One of his specialisms over the years has been prison needle and syringe programmes. Is he surprised by how controversial an issue that remains?  ‘I am,’ he says. ‘I haven’t done specific work on prison needle exchange for a while but it’s a bit disappointing coming back to it seven or eight years since I did my last major piece of research and not a lot has changed. When I talk about it I always begin by saying that prison needle exchange is not a new thing. A lot of countries that have prison needle exchange – which is a small number of countries – have had these programmes operating for a decade, so it’s not a new response or an untried response.’

At the same time it’s not a response that’s been picked up by many other countries, however, and even within countries that do have programmes there’s ‘not necessarily a growth in the number of prisons doing it’, he points out. ‘For most countries it’s only in a handful of prisons – there are very few countries where it’s a generalised programme across the entire system. But it is surprising to me the degree to which, even ten years later, the same arguments against it continue to be recycled again and again, even though they’ve been shown to be false.’

These are services for a population that is ‘doubly, or triply or quadruply stigmatised’, he stresses. ‘Not just people who inject drugs, but people who are criminalised, who are incarcerated, often people who are living with HIV, people of colour, from ethnic minority communities, people who are young – almost stigmatised from every perspective. And so the response gets even further impeded by that. It’s a disappointment, given the work that so many people have been doing – not just people like myself who have done research and policy, but people who have actually done the hard work of implementing and defending the programmes.’

On the subject of the criminal justice system, one of the biggest campaigning issues for HRI has been around the death penalty for drug offences. Although countries like Iran and Saudi Arabia have increased the number of executions, fewer countries with the death penalty for drugs on their statute books are actually using it. Is the tide turning?

‘Well, the title of our last report on the death penalty was The tipping point, because we really feel that there is a growing global movement and change of attitude around the death penalty for drugs. The countries that actually use the death penalty for drugs are an incredible minority. Some of them are major, huge countries, obviously, like China and Iran, but the countries that are executing people for drug offences really are out of step – not only with the international community as a whole but even with other death penalty states.’

There is also a growing movement against capital punishment for drugs – and capital punishment generally – even within many of these retentionist countries, he points out. ‘One of the things we heard when we first started up the death penalty project – primarily from harm reductionists from the west – was that this was a Eurocentric approach and “you can’t talk about these issues in countries in Asia”. But in fact we’re seeing growing and robust debates in countries like Vietnam, China and Indonesia – not only constitutional court challenges being taken against the death penalty for drugs, but bills being introduced and debates in parliament. It certainly shows that it’s a live issue, and that’s obviously an important part of trying to move political and public opinion against the death penalty.’

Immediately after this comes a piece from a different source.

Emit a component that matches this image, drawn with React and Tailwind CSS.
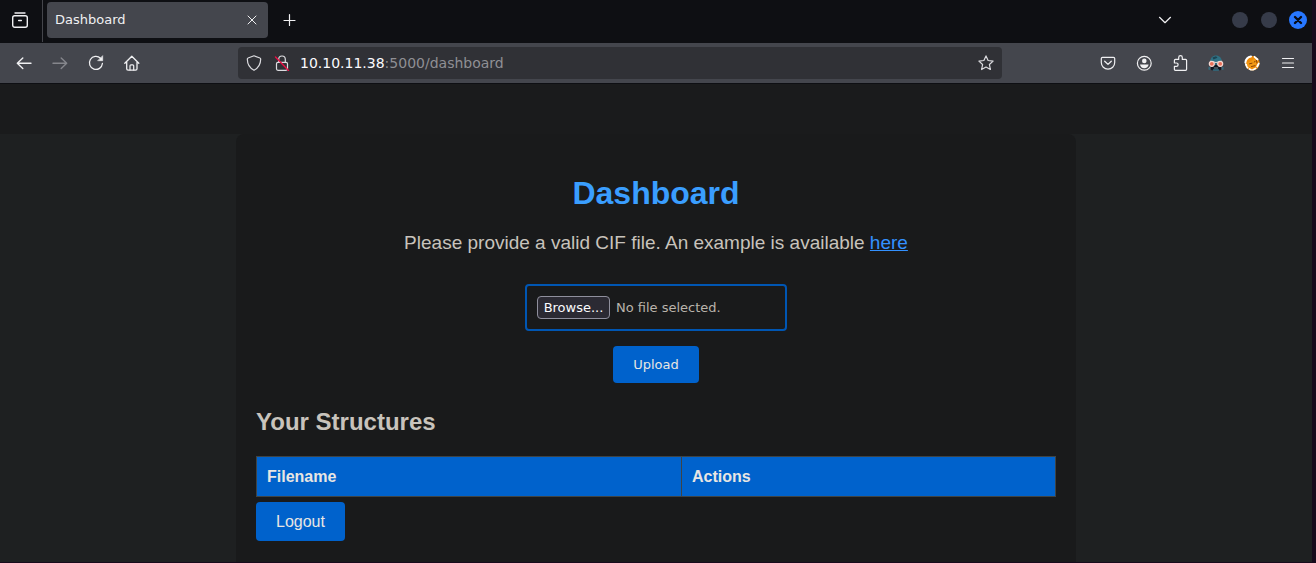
import { useRef, useState } from "react";

function Icon({ children, size = 16, className = "" }) {
  return (
    <svg
      width={size}
      height={size}
      viewBox="0 0 16 16"
      fill="none"
      stroke="currentColor"
      strokeWidth="1.2"
      strokeLinecap="round"
      strokeLinejoin="round"
      aria-hidden="true"
      className={"shrink-0 " + className}
    >
      {children}
    </svg>
  );
}

function ToolButton({ label, children, disabled = false }) {
  return (
    <button
      type="button"
      aria-label={label}
      disabled={disabled}
      className="flex h-8 w-9 items-center justify-center text-[#f0f0f2] disabled:text-[#85868c]"
    >
      {children}
    </button>
  );
}

function TabStrip() {
  return (
    <div className="flex h-[43px] items-start bg-[#0e0f13] text-[#f0f0f2]">
      <div className="flex h-[42px] w-[43px] items-center justify-center border-r border-[#44454b] pr-0.5 pb-0.5">
        <button type="button" aria-label="View recent browsing">
          <Icon>
            <path d="M3 1h10" strokeWidth="1.3" />
            <rect x="0.7" y="3.7" width="14.6" height="11.6" rx="2" strokeWidth="1.4" />
            <path d="M6.6 8.5h2.8" strokeWidth="1.3" />
          </Icon>
        </button>
      </div>
      <div className="mt-0.5 ml-1 flex h-9 w-[221px] items-center justify-between rounded bg-[#44464d] px-2 text-[13px]">
        <span>Dashboard</span>
        <button type="button" aria-label="Close tab" className="flex w-4 justify-center">
          <Icon>
            <path d="M4 4l8 8M12 4l-8 8" strokeWidth="1" />
          </Icon>
        </button>
      </div>
      <button type="button" aria-label="Open a new tab" className="ml-1 flex h-10 w-9 items-center justify-center">
        <Icon>
          <path d="M7.500 2.500v11M2 8.500h11" />
        </Icon>
      </button>
      <div className="ml-auto flex h-10 items-center pr-[5px]">
        <button type="button" aria-label="List all tabs" className="mr-[59px]">
          <Icon>
            <path d="M2.500 5.300L8 10.700l5.500-5.400" />
          </Icon>
        </button>
        <div className="flex items-center gap-3">
          <button type="button" aria-label="Minimize" className="size-4 rounded-full bg-[#363b49]" />
          <button type="button" aria-label="Maximize" className="ml-px size-4 rounded-full bg-[#363b49]" />
          <button
            type="button"
            aria-label="Close window"
            className="flex size-[18px] items-center justify-center rounded-full bg-[#2777ff] text-[#080c16]"
          >
            <Icon>
              <path d="M5 5l6 6M11 5l-6 6" strokeWidth="2.4" />
            </Icon>
          </button>
        </div>
      </div>
    </div>
  );
}

function AddressBar() {
  return (
    <div className="mx-22 flex h-8 flex-1 items-center rounded bg-[#303136] px-2 text-[#dcdce0]">
      <Icon>
        <path d="M8 .8l5.900 2.200c.5.200.8.600.8 1.100-.1 5.200-2.200 9-6.700 11.200C3.500 13.100 1.400 9.300 1.300 4.100c0-.5.300-.9.800-1.100z" />
      </Icon>
      <Icon className="ml-3">
        <rect x="2.500" y="7.300" width="11" height="8" rx="1.500" />
        <path d="M4.700 7V4.300a3.300 3.300 0 0 1 6.600 0V7" />
        <path d="M1.500 2l13 13.500" stroke="#e80f45" strokeWidth="1.400" />
      </Icon>
      <div
        role="textbox"
        aria-label="Address"
        contentEditable
        suppressContentEditableWarning
        className="ml-2.5 flex-1 text-sm text-[#8f8f94] outline-none"
      >
        <span className="text-[#fbfbfe]">10.10.11.38</span>:5000/dashboard
      </div>
      <button type="button" aria-label="Bookmark this page">
        <Icon>
          <path d="M8 .9l2.100 4.600 5 .6-3.700 3.400 1 5L8 12l-4.400 2.500 1-5L.9 6.100l5-.6z" />
        </Icon>
      </button>
    </div>
  );
}

function Toolbar() {
  return (
    <div className="flex h-[41px] items-center border-b border-[#0e0f13] bg-[#44464d] px-1.5">
      <ToolButton label="Back">
        <Icon>
          <path d="M15 8.300H1.500M6.800 3L1.300 8.300l5.500 5.200" strokeWidth="1.400" />
        </Icon>
      </ToolButton>
      <ToolButton label="Forward" disabled>
        <Icon>
          <path d="M1 8.300h13.500M9.200 3l5.500 5.300-5.500 5.200" strokeWidth="1.400" />
        </Icon>
      </ToolButton>
      <ToolButton label="Reload">
        <Icon>
          <path d="M12.500 3.300A6.500 6.500 0 1 0 14.400 8.500" strokeWidth="1.300" />
          <path d="M14.700 1v4.700H10z" fill="currentColor" strokeWidth="0.600" />
        </Icon>
      </ToolButton>
      <ToolButton label="Home">
        <Icon>
          <path d="M.8 8.200L7.800 1.200l7 7M2.700 6.800v7c0 .9.600 1.400 1.400 1.400h7.500c.8 0 1.400-.5 1.400-1.400v-7" strokeWidth="1.300" />
          <path d="M6 15v-4.200c0-.6.400-1 1-1h1.700c.6 0 1 .4 1 1V15" />
        </Icon>
      </ToolButton>
      <AddressBar />
      <ToolButton label="Save to Pocket">
        <Icon>
          <path d="M2.500 2.300h11c.7 0 1.200.5 1.200 1.200v4c0 3.800-3 6.600-6.700 6.600S1.300 11.300 1.300 7.500v-4c0-.7.500-1.200 1.200-1.200z" />
          <path d="M4.700 6.200L8 9.400l3.300-3.200" strokeWidth="1.300" />
        </Icon>
      </ToolButton>
      <ToolButton label="Account">
        <Icon>
          <circle cx="8.300" cy="8.300" r="6.900" />
          <circle cx="8.300" cy="5.900" r="2.300" fill="currentColor" stroke="none" />
          <path d="M4 9.400h8.600c-.3 2.400-2 3.800-4.300 3.800S4.300 11.800 4 9.400z" fill="currentColor" stroke="none" />
        </Icon>
      </ToolButton>
      <ToolButton label="Extensions">
        <Icon>
          <path d="M2.400 5.400c0-.6.400-1 1-1h3.300V2.500a1.800 1.800 0 0 1 3.600 0v1.900h3.300c.6 0 1 .4 1 1v8.900c0 .6-.4 1-1 1H3.400c-.6 0-1-.4-1-1v-2.900h2a1.700 1.700 0 0 0 0-3.400h-2z" />
        </Icon>
      </ToolButton>
      <ToolButton label="Wappalyzer">
        <Icon>
          <path d="M2 6.500C2.500 2.800 4.700.5 8 .5s5.500 2.300 6 6v3H2z" fill="#2f7184" stroke="none" />
          <path d="M4.500 2.500L8 1.300l1.500 1.500-4 1.700z" fill="#1b4453" stroke="none" />
          <path d="M3 10h10v4c0 .8-.5 1.300-1.300 1.300H4.300c-.8 0-1.300-.5-1.300-1.300z" fill="#0f1620" stroke="none" />
          <path d="M1.200 12.500v1.800M14.800 12.500v1.800M5.500 15h5" stroke="#347084" strokeWidth="1.400" />
          <path d="M6.300 13h3.400" stroke="#8faab3" strokeWidth="0.800" />
          <path d="M2.500 6.300L8 7.500l5.500-1.200" stroke="#f4d8d2" strokeWidth="1" />
          <circle cx="3.800" cy="8.800" r="2.500" fill="#ea7059" stroke="#f4d8d2" strokeWidth="1.200" />
          <circle cx="12.200" cy="8.800" r="2.500" fill="#ea7059" stroke="#f4d8d2" strokeWidth="1.200" />
        </Icon>
      </ToolButton>
      <ToolButton label="FoxyProxy">
        <Icon>
          <circle cx="8.300" cy="8.300" r="7.300" fill="#f08c08" stroke="none" />
          <path d="M1.400 7.500C1.700 4.500 4 2 7 1.500M3.500 12.500L2 9.500" stroke="#fff" strokeWidth="2" />
          <path d="M10.500 1.800l3 2.700M14.700 8.500l-1.500 3M11.500 13.500l-2.500 1.300M5.500 14l1.500.8" stroke="#fff" strokeWidth="1.800" />
          <path d="M3 7.500l4-1.300L10.500 3l1.800 2.500-.3 4-3.500 3-5-.8z" fill="#f39a16" stroke="none" />
          <path d="M5.500 8.800l2.500-.6M10.200 7l1-.6M7.500 11.500l3.500-.8M12.500 5.500l.5 2.500" stroke="#8a4305" strokeWidth="1" />
          <path d="M4 6.200l3-2.400" stroke="#f08c08" strokeWidth="1.200" />
        </Icon>
      </ToolButton>
      <ToolButton label="Open application menu">
        <Icon>
          <path d="M2.500 3.500h11M2.500 8h11M2.500 12.500h11" strokeWidth="1.200" />
        </Icon>
      </ToolButton>
    </div>
  );
}

function UploadForm() {
  const inputRef = useRef(null);
  const [fileName, setFileName] = useState("No file selected.");

  return (
    <form className="mt-[30px] flex flex-col items-center text-[13px]" onSubmit={(e) => e.preventDefault()}>
      <div className="flex h-[47px] w-[262px] items-center gap-1.5 rounded border-2 border-[#0056b3] px-2.5 text-[#bab4ab]">
        <input
          ref={inputRef}
          id="structure-file"
          type="file"
          accept=".cif"
          className="hidden"
          onChange={(e) => setFileName(e.target.files[0]?.name ?? "No file selected.")}
        />
        <button
          type="button"
          onClick={() => inputRef.current.click()}
          className="h-[23px] w-[73px] rounded border border-[#8f8f9d] bg-[#2b2a33] text-center leading-5 text-[#fbfbfe]"
        >
          Browse...
        </button>
        <label htmlFor="structure-file" className="truncate">
          {fileName}
        </label>
      </div>
      <button type="submit" className="mt-[15px] h-[37px] rounded bg-[#0062cc] px-5 text-[#e8e6e3]">
        Upload
      </button>
    </form>
  );
}

function DashboardPage() {
  return (
    <div className="flex flex-1 flex-col bg-[#1e2021] font-['Liberation_Sans',Arial,sans-serif] text-[#c8c3bc]">
      <div className="h-[50px] bg-[#1a1b1c]" />
      <main className="mx-auto w-full max-w-[840px] flex-1 rounded-t-lg bg-[#191a1b] px-5 pt-[41px] pb-[21px]">
        <h1 className="text-center text-[32px] leading-9 font-bold text-[#3a9eff]">Dashboard</h1>
        <p className="mt-[21px] text-center text-[19px] leading-[22px]">
          Please provide a valid CIF file. An example is available{" "}
          <a href="#example" className="text-[#3391ff] underline">
            here
          </a>
        </p>
        <div className="font-['DejaVu_Sans',sans-serif]">
          <UploadForm />
        </div>
        <h2 className="mt-[25px] text-2xl leading-7 font-bold">Your Structures</h2>
        <table className="mt-5 w-full border-collapse text-left text-base text-[#e8e6e3]">
          <thead>
            <tr className="h-10 bg-[#0062cc]">
              <th className="w-[53.2%] border border-[#3e4446] px-2.5 font-bold">Filename</th>
              <th className="border border-[#3e4446] px-2.5 font-bold">Actions</th>
            </tr>
          </thead>
        </table>
        <a
          href="#logout"
          className="mt-[5px] inline-flex h-[39px] items-center rounded bg-[#0062cc] px-5 text-base text-[#e8e6e3]"
        >
          Logout
        </a>
      </main>
    </div>
  );
}

export default function App() {
  return (
    <div className="flex min-h-screen flex-col bg-[#170a1c] pr-1 pb-px font-['DejaVu_Sans',sans-serif]">
      <TabStrip />
      <Toolbar />
      <DashboardPage />
    </div>
  );
}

Another increasingly important area of work for HRI, with support from UNICEF, is around injecting drug use and people under the age of 18. Although the numbers of children injecting worldwide may not be huge they do represent a ‘particularly vulnerable population and very much an invisible population’, he says. ‘They’re not only at increased vulnerability because of their age and their injecting behaviours, but they’re also typically denied access to harm reduction services because of age restrictions. And what we’re finding is that those young people don’t actually get recorded anywhere – they even fall between different categories in epidemiology studies, so you can’t actually quantify them.’

Although harm reduction is now widely recognised as a cost-effective, evidence-based response, there remains a major funding gap between what’s needed and what’s available, he states, with many governments still reluctant to invest in programmes aimed at people who inject drugs.

‘The focus for us on the one hand is on international donors, obviously, but at the same time they can’t be expected to carry the entire can,’ he says. ‘The other problem we’re seeing – and it’s a particular problem in the Eurasian region – is that a lot of countries, as they progress economically and move into middle income status in terms of their GDP, all of a sudden become ineligible for Global Fund aid or some of the international aid that they might have been relying on before, not just in terms of harm reduction programmes but their HIV programmes generally. So we’re left with a situation where the international donors are pulling out but the national donors aren’t stepping in, so you have services under threat. There is that responsibility of national governments to step up as well.’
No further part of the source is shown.